SQL on Big Data—Technology, Architecture, & Innovations

10:45 a.m. - 11:45 a.m.

This comprehensive overview of SQL engines on Big Data focuses on low latency. SQL has been with us for more than 40 years and Big Data technologies for about 10 years. Both are here to stay. Pal covers how SQL engines are architected for processing structured, unstructured, and streaming data and the concepts behind them. He also covers the rapidly evolving landscape and innovations happening in the space—with products such as OLAP on Big Data, probabilistic SQL engines such as BlinkDB, HTAP-based solutions such as NuoDB, exciting solutions using GPUs with 40,000 cores to build massively parallel SQL engines for large-scale datasets with low latency, and the TPC-Benchmark 2.0 for evaluating the performance of SQL engines on Big Data.

H102. Data Lake Best Practices

Tuesday, May 22: 12:00 p.m. - 12:45 p.m.

The concept of a data lake that encompasses data of all types is highly appealing. Before diving in, it is important to consider the key attributes of a successful data lake and the products and processes that make it possible.

The Data Lake Toolkit

12:00 p.m. - 12:45 p.m.

Making the case for collaboration and diverse analytical workloads are the two key goals when designing a data lake. Modern data lakes contain an incredible variety of datasets, varying in size, formats, quality, and update frequency. The only way to manage this complexity is to enable collaboration, which not only promotes reuse, but also enables the network effect that helps solve some of the vexing problems of quality and reusability. Given the scale and complexity of data, moving it outside of the lake is not only impractical but also expensive, so the data lake needs to support diverse needs and the resulting diverse workloads.

Speaker:

Mukund Deshpande, VP, Data Analytics, Accelerite

Smart Data Lakes, Knowledge Graphs, and the Semantic Layer: An Enterprise Information Fabric Road Map

12:00 p.m. - 12:45 p.m.

Only with a rich interactive semantic layer, based on knowledge graph technology and situated at the heart of the data lake, can organisations hope to delivery true on-demand access to all of the data, answers, and insights -- woven together as an enterprise information fabric.

Speaker:

Sean Martin, CTO, Cambridge Semantics

H103. The Hybrid Future of Big Data

Tuesday, May 22: 2:00 p.m. - 2:45 p.m.

Cutting-edge Big Data technologies are easily accessible in the cloud today. However, overcoming integration challenges and operationalizing, securing, governing, and enabling self-service usage in the cloud can still be vexing concerns, just as they are on-premise.
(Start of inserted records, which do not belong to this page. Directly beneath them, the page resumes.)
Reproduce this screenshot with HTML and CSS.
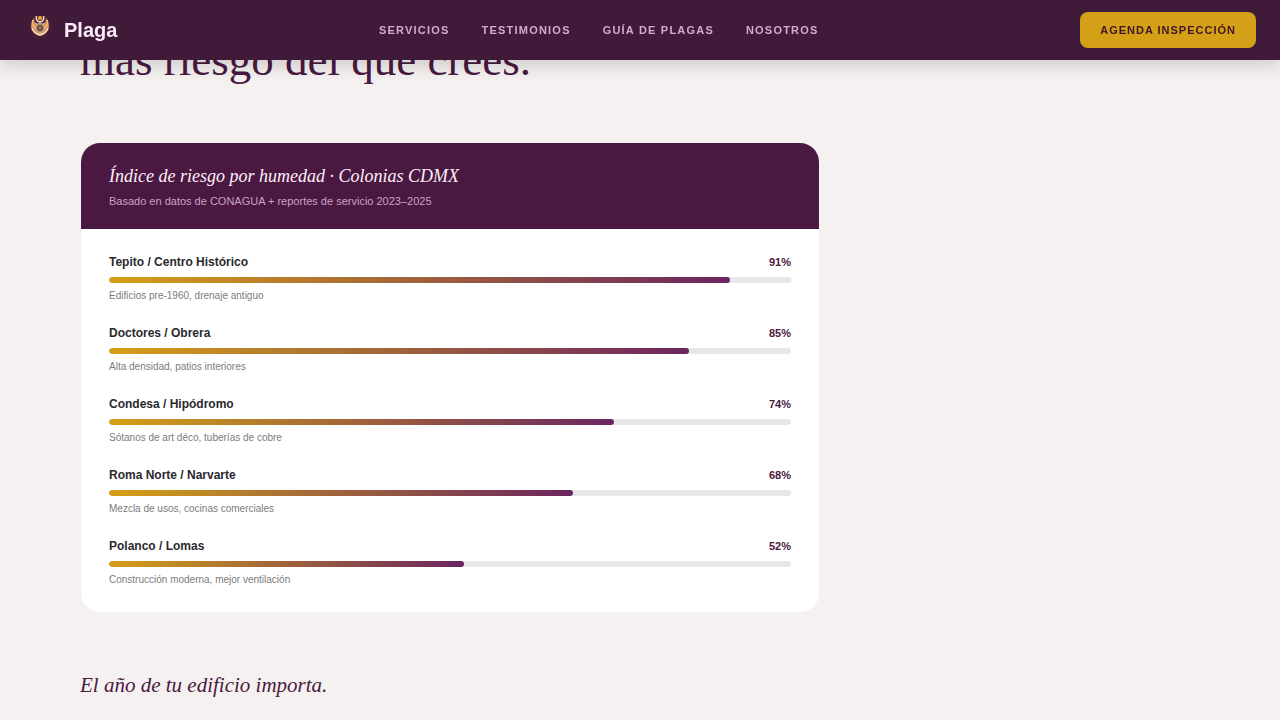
FILE: index.html
```html
<!DOCTYPE html>
<html lang="es">
<head>
    <meta charset="UTF-8">
    <meta name="viewport" content="width=device-width, initial-scale=1">
    <title>Plaga</title>
    <link rel="stylesheet" href="styles.css">
</head>
<body>
<header class="header">
    <a href="#" class="logo">
        <svg class="logo-icon" viewBox="0 0 32 32" aria-hidden="true">
            <circle cx="16" cy="14" r="12" fill="#4a2036" opacity=".5"/>
            <path d="M10 4c-2 2-3 5-3 8 0 5 4 9 9 10 5-1 9-5 9-10 0-3-1-6-3-8l-1 6H11z" fill="#d98f50"/>
            <path d="M9 6c-1 3 0 6 2 8M23 6c1 3 0 6-2 8" fill="none" stroke="#f2b878" stroke-width="1.500"/>
            <path d="M8 14c1 3 4 6 8 7 4-1 7-4 8-7" fill="none" stroke="#f5e3d5" stroke-width="1.300"/>
            <path d="M12 2c0 3 1 6 4 6s4-3 4-6" fill="#77422c" stroke="#f5e6d8" stroke-width="1.300"/>
            <circle cx="16" cy="4" r="2" fill="#e9a440"/>
            <path d="M11 9c3 2 7 2 10 0" fill="none" stroke="#f5e6d8"/>
            <circle cx="16" cy="14" r="4.500" fill="#99735a" stroke="#d8b898"/>
            <circle cx="16" cy="14" r="2.500" fill="#594044"/>
            <circle cx="16" cy="14" r="1" fill="#dcb890"/>
        </svg>
        <span>Plaga</span>
    </a>
    <nav class="nav">
        <a href="#">Servicios</a>
        <a href="#">Testimonios</a>
        <a href="#">Guía de plagas</a>
        <a href="#">Nosotros</a>
    </nav>
    <button type="button" class="btn">Agenda inspección</button>
</header>

<main class="content">
    <h2 class="title">más riesgo del que crees.</h2>

    <section class="card">
        <div class="card-head">
            <h3>Índice de riesgo por humedad · Colonias CDMX</h3>
            <p>Basado en datos de CONAGUA + reportes de servicio 2023–2025</p>
        </div>
        <ul class="list">
            <li>
                <div class="row"><span class="name">Tepito / Centro Histórico</span><span class="value">91%</span></div>
                <div class="bar"><div class="fill" style="width: 91%"></div></div>
                <p class="note">Edificios pre-1960, drenaje antiguo</p>
            </li>
            <li>
                <div class="row"><span class="name">Doctores / Obrera</span><span class="value">85%</span></div>
                <div class="bar"><div class="fill" style="width: 85%"></div></div>
                <p class="note">Alta densidad, patios interiores</p>
            </li>
            <li>
                <div class="row"><span class="name">Condesa / Hipódromo</span><span class="value">74%</span></div>
                <div class="bar"><div class="fill" style="width: 74%"></div></div>
                <p class="note">Sótanos de art déco, tuberías de cobre</p>
            </li>
            <li>
                <div class="row"><span class="name">Roma Norte / Narvarte</span><span class="value">68%</span></div>
                <div class="bar"><div class="fill" style="width: 68%"></div></div>
                <p class="note">Mezcla de usos, cocinas comerciales</p>
            </li>
            <li>
                <div class="row"><span class="name">Polanco / Lomas</span><span class="value">52%</span></div>
                <div class="bar"><div class="fill" style="width: 52%"></div></div>
                <p class="note">Construcción moderna, mejor ventilación</p>
            </li>
        </ul>
    </section>

    <h3 class="subtitle">El año de tu edificio importa.</h3>
</main>
</body>
</html>
```

FILE: styles.css
```css
* {
    margin: 0;
    padding: 0;
    box-sizing: border-box;
}

body {
    background-color: #f4f1f0;
    color: #2a2a2e;
    font-family: "Liberation Sans", Arial, sans-serif;
}

ul {
    list-style: none;
}

a {
    text-decoration: none;
}

/* header */
.header {
    position: fixed;
    top: 0;
    left: 0;
    right: 0;
    z-index: 10;
    display: flex;
    align-items: center;
    justify-content: space-between;
    height: 60px;
    padding: 0 24px;
    background-color: #401b39;
    box-shadow: 0 4px 20px rgba(0, 0, 0, 0.18);
}

.logo {
    display: flex;
    align-items: center;
    gap: 8px;
    color: #fbeaf8;
    font-size: 20px;
    font-weight: bold;
}

.logo-icon {
    width: 32px;
    height: 32px;
}

.nav {
    display: flex;
    gap: 32px;
}

.nav a {
    color: #d0abcd;
    font-size: 11px;
    font-weight: bold;
    letter-spacing: 0.11em;
    text-transform: uppercase;
}

.btn {
    height: 36px;
    padding: 0 20px;
    border: none;
    border-radius: 8px;
    background-color: #d4a017;
    color: #401528;
    font-family: inherit;
    font-size: 11px;
    font-weight: bold;
    letter-spacing: 1px;
    text-transform: uppercase;
    cursor: pointer;
}

/* content */
.content {
    padding: 35px 80px 20px;
}

.title {
    color: #4a1942;
    font-family: "Liberation Serif", "Times New Roman", serif;
    font-size: 45px;
    font-weight: normal;
    line-height: 50px;
}

.card {
    max-width: 740px;
    margin-top: 57px;
    border: 1px solid #f4f1f1;
    border-radius: 20px;
    background-color: #fff;
    overflow: hidden;
}

.card-head {
    padding: 20px 28px;
    background-color: #4a1840;
}

.card-head h3 {
    margin-bottom: 3px;
    color: #fdeffa;
    font-family: "Liberation Serif", "Times New Roman", serif;
    font-size: 18px;
    font-style: italic;
    font-weight: normal;
    line-height: 27px;
}

.card-head p {
    color: #c9a2c8;
    font-size: 11px;
    line-height: 16px;
}

.list {
    display: flex;
    flex-direction: column;
    gap: 21px;
    padding: 24px 28px 25px;
}

.row {
    display: flex;
    justify-content: space-between;
    margin-bottom: 6px;
    font-weight: bold;
    line-height: 18px;
}

.name {
    font-size: 12px;
}

.value {
    color: #4a1942;
    font-size: 11px;
}

.bar {
    height: 6px;
    border-radius: 3px;
    background-color: #e8e6e6;
    overflow: hidden;
}

.fill {
    height: 100%;
    border-radius: 3px;
    background: linear-gradient(90deg, #d4a017, #6b2560);
}

.note {
    margin-top: 6px;
    color: #7c7c7c;
    font-size: 10px;
    line-height: 14px;
}

.subtitle {
    margin-top: 56px;
    color: #4a1942;
    font-family: "Liberation Serif", "Times New Roman", serif;
    font-size: 21px;
    font-style: italic;
    font-weight: normal;
    line-height: 32px;
}
```
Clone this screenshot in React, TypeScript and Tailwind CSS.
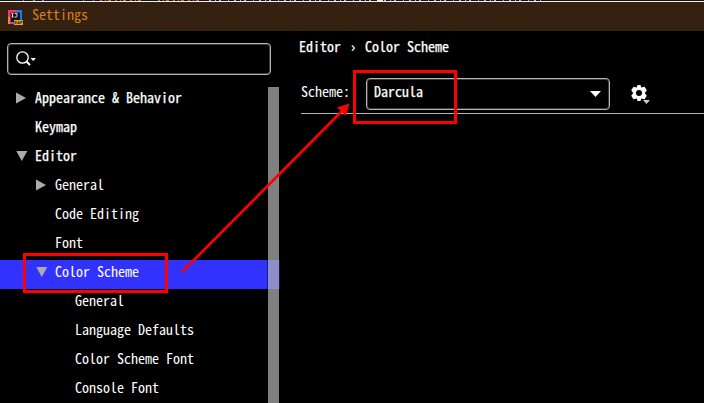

Accelerating Analytic Database Performance

2:00 p.m. - 2:45 p.m.

Database characteristics that impact query performance for BI and analytic use cases include the use of columnar structures, parallelization of operations, memory optimizations, and scaling to high numbers of concurrent users. Maguire also covers the requirements for handling updates for real-time analytics.

Speaker:

Walt Maguire, VP Systems Engineering, Actian

Three Questions You Aren't Asking That Will Make Your Data Strategy Hum

2:00 p.m. - 2:45 p.m.

What three important questions should business leaders consider asking the next time they need to make a technology decision for a data monetization project? Get your guidance from Joe de Buzna.

Speaker:

Joseph deBuzna, VP Field Engineering, HVR

H104. Unleashing Your Big Data With Spark

Tuesday, May 22: 3:15 p.m. - 4:00 p.m.

Big Data requires processing on a massive scale. Newer open source technologies such as Spark can help to enable Big Data processing for use cases that were previously unimaginable.

Building a Recommender System With Machine-Learning & Spark

3:15 p.m. - 4:00 p.m.

Outbrain is the world’s largest discovery platform, bringing personalized and relevant content to audiences while helping publishers understand their audiences through data. Outbrain uses a multiple-stage machine learning workflow over Spark to deliver personalized content recommendations to hundreds of millions of monthly users. This talk covers its journey toward solutions that would not compromise on scale or on model complexity and design of a dynamic framework that shortens the cycle between research and production. It also covers the different stages of the framework, including important takeaway lessons for data scientists as well as software engineers.

Speaker:

Shaked Bar, Tech Lead & Algorithm Engineer, Outbrain

H105. The Challenges & Tactics for Improving Analytic Performance

Tuesday, May 22: 4:15 p.m. - 5:00 p.m.

Walt Maguire introduces analytic case studies including one from Craig Strong, chief technology and product Officer at Hubble, who describes how Hubble is able to provide real-time corporate performance management (CPM) through high-speed analytics dashboards. Hubble’s dashboards draw from hybrid data sources to provide dynamic dashboards that allow for ad hoc query and analysis of near real-time corporate performance. The results from the performance tests that Hubble ran, which compared the performance seen from Actian Vector to a selection of databases including SQLServer, Mem SQL, SAP, Presto, Spark and RedShift, are presented along with the results of recent scaled, cloud-based databases and factors to consider including configurations, query complexity, database size, and concurrency, for such performance tests.